Directed and adapted by Carl Franklin, the film is a coming-of-age tale, a mentor-pupil story and a supernatural village-life adventure set in a distinctive place and time. In all of these arenas, it is too colorful to fizzle but not compelling enough to triumph dramatically.
In Guadalupe, N.M., in the 1940s, 6-year-old Antonio (Luke Ganalon) lives with his religious Catholic mother (Dolores Heredia), cowboy father (Benito Martinez) and several siblings, including brothers fighting Nazis overseas.
Antonio’s daily encounters include brawling schoolmates, a strict priest and a drunken but decent soul named Narciso (Joaquin Cosio). Disturbed by local acts of violence, he begins asking about good versus evil.
Guidance comes with the arrival of Ultima (Miriam Colón), an elderly curandera (traditional healer) with wisdom to impart, a reverence for the land and an owl guardian. Ultima teaches Antonio about the ways of spirits and marvels of the earth.
Danger arises when Ultima rids Antonio’s uncle of a curse that is believed to have been inflicted by the daughters of malicious innkeeper Tenorio (Castulo Guerra). When one of the daughters dies, Tenorio pronounces Ultima a witch and vows to kill her. His wrath triggers a string of violent incidents.
The film is often interesting and vivid. Franklin’s presentation of wartime New Mexico and its mix of Latino and native cultures, and Christian and traditional beliefs, isn’t something Americans regularly see. Nor is the close-up look of Mexican-American dreams and how all immigrant aspirations were affected by the war.
Additionally, Franklin, whose directorial credits include the neo-noir gem “One False Move,” has a gift for depicting predicaments.

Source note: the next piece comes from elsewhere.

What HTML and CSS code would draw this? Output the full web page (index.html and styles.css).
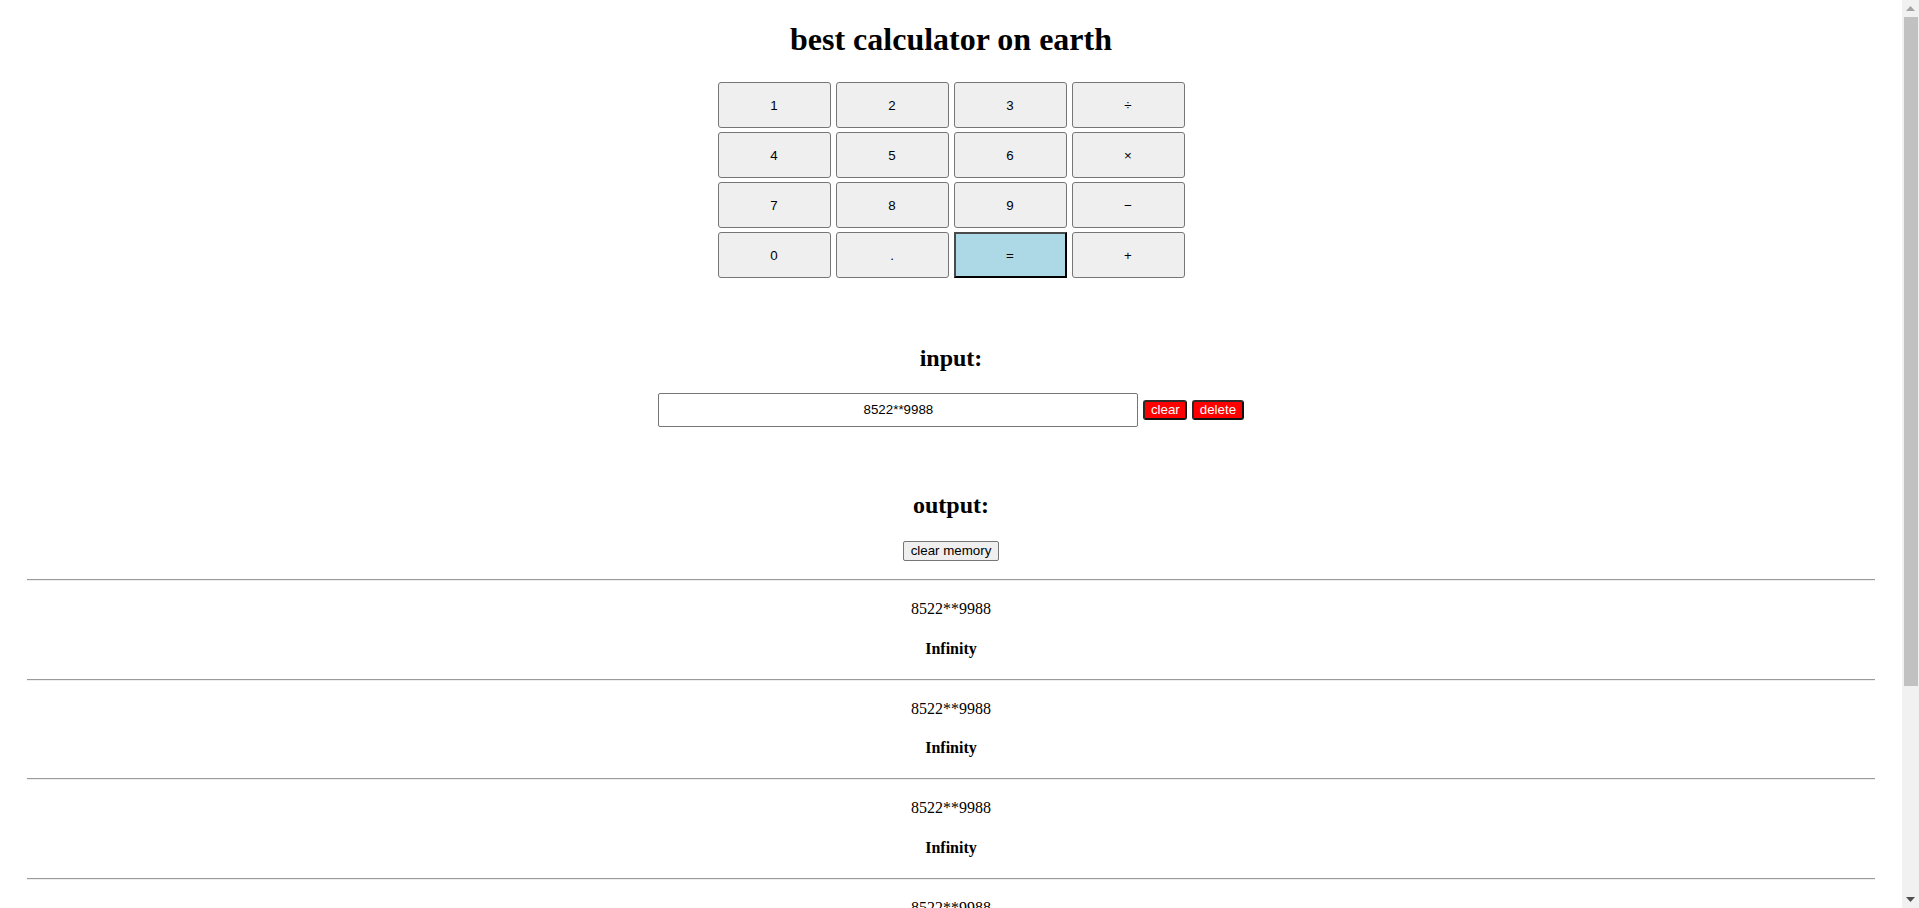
FILE: index.html
```html
<!DOCTYPE html>
<html lang="en">
<head>
<meta charset="utf-8">
<title>best calculator on earth</title>
<link rel="stylesheet" href="styles.css">
</head>
<body>
<h1 class="title">best calculator on earth</h1>
<div class="keypad">
  <button class="key">1</button>
  <button class="key">2</button>
  <button class="key">3</button>
  <button class="key">÷</button>
  <button class="key">4</button>
  <button class="key">5</button>
  <button class="key">6</button>
  <button class="key">×</button>
  <button class="key">7</button>
  <button class="key">8</button>
  <button class="key">9</button>
  <button class="key">−</button>
  <button class="key">0</button>
  <button class="key">.</button>
  <button class="key key-equals">=</button>
  <button class="key">+</button>
</div>

<h2 class="section-label input-label">input:</h2>
<div class="input-row">
  <input class="expr-field" type="text" value="8522**9988">
  <button class="danger-btn">clear</button>
  <button class="danger-btn">delete</button>
</div>

<h2 class="section-label output-label">output:</h2>
<div class="memory-row">
  <button class="plain-btn">clear memory</button>
</div>

<div class="history">
  <div class="entry">
    <hr class="entry-rule">
    <p class="entry-expr">8522**9988</p>
    <p class="entry-result">Infinity</p>
  </div>
  <div class="entry">
    <hr class="entry-rule">
    <p class="entry-expr">8522**9988</p>
    <p class="entry-result">Infinity</p>
  </div>
  <div class="entry">
    <hr class="entry-rule">
    <p class="entry-expr">8522**9988</p>
    <p class="entry-result">Infinity</p>
  </div>
  <div class="entry">
    <hr class="entry-rule">
    <p class="entry-expr">8522**9988</p>
    <p class="entry-result">Infinity</p>
  </div>
  <div class="entry">
    <hr class="entry-rule">
    <p class="entry-expr">8522**9988</p>
    <p class="entry-result">Infinity</p>
  </div>
  <div class="entry">
    <hr class="entry-rule">
    <p class="entry-expr">8522**9988</p>
    <p class="entry-result">Infinity</p>
  </div>
</div>

<div class="scrollbar" aria-hidden="true">
  <div class="scroll-arrow scroll-up">
    <svg width="9" height="5" viewBox="0 0 9 5"><path d="M0 5 L4.5 0 L9 5 Z" fill="#a3a3a3"/></svg>
  </div>
  <div class="scroll-track">
    <div class="scroll-thumb"></div>
  </div>
  <div class="scroll-arrow scroll-down">
    <svg width="9" height="5" viewBox="0 0 9 5"><path d="M0 0 L9 0 L4.5 5 Z" fill="#505050"/></svg>
  </div>
</div>
</body>
</html>
```

FILE: styles.css
```css
html {
  background: #fff;
  overflow: hidden;
  padding-right: 17px;
}

body {
  margin: 0 8px 8px;
  font-family: "Liberation Serif", "Times New Roman", serif;
  font-size: 16px;
  color: #000;
  text-align: center;
}

.title {
  font-size: 32px;
  font-weight: bold;
  line-height: normal;
  margin: 21.44px 0 0;
}

.keypad {
  display: grid;
  grid-template-columns: repeat(4, 113px);
  grid-auto-rows: 46px;
  column-gap: 5px;
  row-gap: 4px;
  justify-content: center;
  margin-top: 24px;
}

.key {
  font-family: "Liberation Sans", Arial, sans-serif;
  font-size: 13.333px;
  color: #000;
  background: #efefef;
  border: 1px solid #767676;
  border-radius: 3px;
  padding: 0;
  margin: 0;
}

.key-equals {
  background: #add8e6;
  border: 2px solid #000;
  border-top-color: #4a4a4a;
  border-left-color: #4a4a4a;
  border-radius: 0;
}

.section-label {
  font-size: 24px;
  font-weight: bold;
  line-height: normal;
  margin: 0;
}

.input-label {
  margin-top: 66.7px;
}

.input-row {
  display: flex;
  justify-content: center;
  align-items: center;
  gap: 5px;
  margin-top: 20.8px;
}

.expr-field {
  box-sizing: border-box;
  width: 480px;
  height: 34px;
  margin: 0;
  padding: 0 2px;
  border: 1px solid #767676;
  border-radius: 2px;
  font-family: "Liberation Sans", Arial, sans-serif;
  font-size: 13.333px;
  color: #000;
  text-align: center;
  background: #fff;
}

.danger-btn {
  box-sizing: border-box;
  height: 20px;
  margin: 0;
  padding: 0 5.5px;
  font-family: "Liberation Sans", Arial, sans-serif;
  font-size: 13.333px;
  color: #fff;
  background: #ff0000;
  border: 2px solid #2b2b2b;
  border-bottom-color: #111;
  border-right-color: #111;
  border-radius: 3px;
  line-height: 14px;
}

.output-label {
  margin-top: 65.5px;
}

.memory-row {
  display: flex;
  justify-content: center;
  margin-top: 21.2px;
}

.plain-btn {
  box-sizing: border-box;
  height: 20px;
  margin: 0;
  padding: 0 7px;
  font-family: "Liberation Sans", Arial, sans-serif;
  font-size: 13.333px;
  color: #000;
  background: #efefef;
  border: 1px solid #767676;
  border-radius: 2px;
  line-height: 16px;
}

.history {
  margin-top: 18.8px;
}

.entry-rule {
  width: 98%;
  height: 0;
  margin: 0 auto;
  border: 0;
  border-top: 1px solid #9a9a9a;
  border-bottom: 1px solid #eeeeee;
}

.entry-expr {
  margin: 18.8px 0 0;
  line-height: normal;
}

.entry-result {
  margin: 21.6px 0 21.1px;
  font-weight: bold;
  line-height: normal;
}

/* simulated classic scrollbar (the page scrolls in the reference) */
.scrollbar {
  position: fixed;
  top: 0;
  right: 0;
  width: 17px;
  height: 100vh;
  background: #f1f1f1;
  display: flex;
  flex-direction: column;
}

.scroll-arrow {
  height: 17px;
  flex: none;
  display: flex;
  align-items: center;
  justify-content: center;
}

.scroll-up svg {
  margin-top: -1px;
}

.scroll-track {
  flex: 1;
  padding: 0 1px 0 2px;
}

.scroll-thumb {
  height: 669px;
  background: #c1c1c1;
}
```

Yet his adaptation of a beloved book he has described as spiritual and poetic is far from mesmerizing. The drama can feel stuffed and boggy. The Ultima-Tenorio feud unfolds as a middling series of aggressions by Tenorio and supernatural actions by Ultima.
Meanwhile, the Antonio-Ultima bond is superficial. Colón, whose credits include a life-achievement Obie Award, has little opportunity to create a three-dimensional character.
While the film has thick, individually vibrant brushstrokes, they don’t add up to a cohesive whole. Hollywood hooey this movie isn’t. But a drama like this needs to deliver more of its own magic.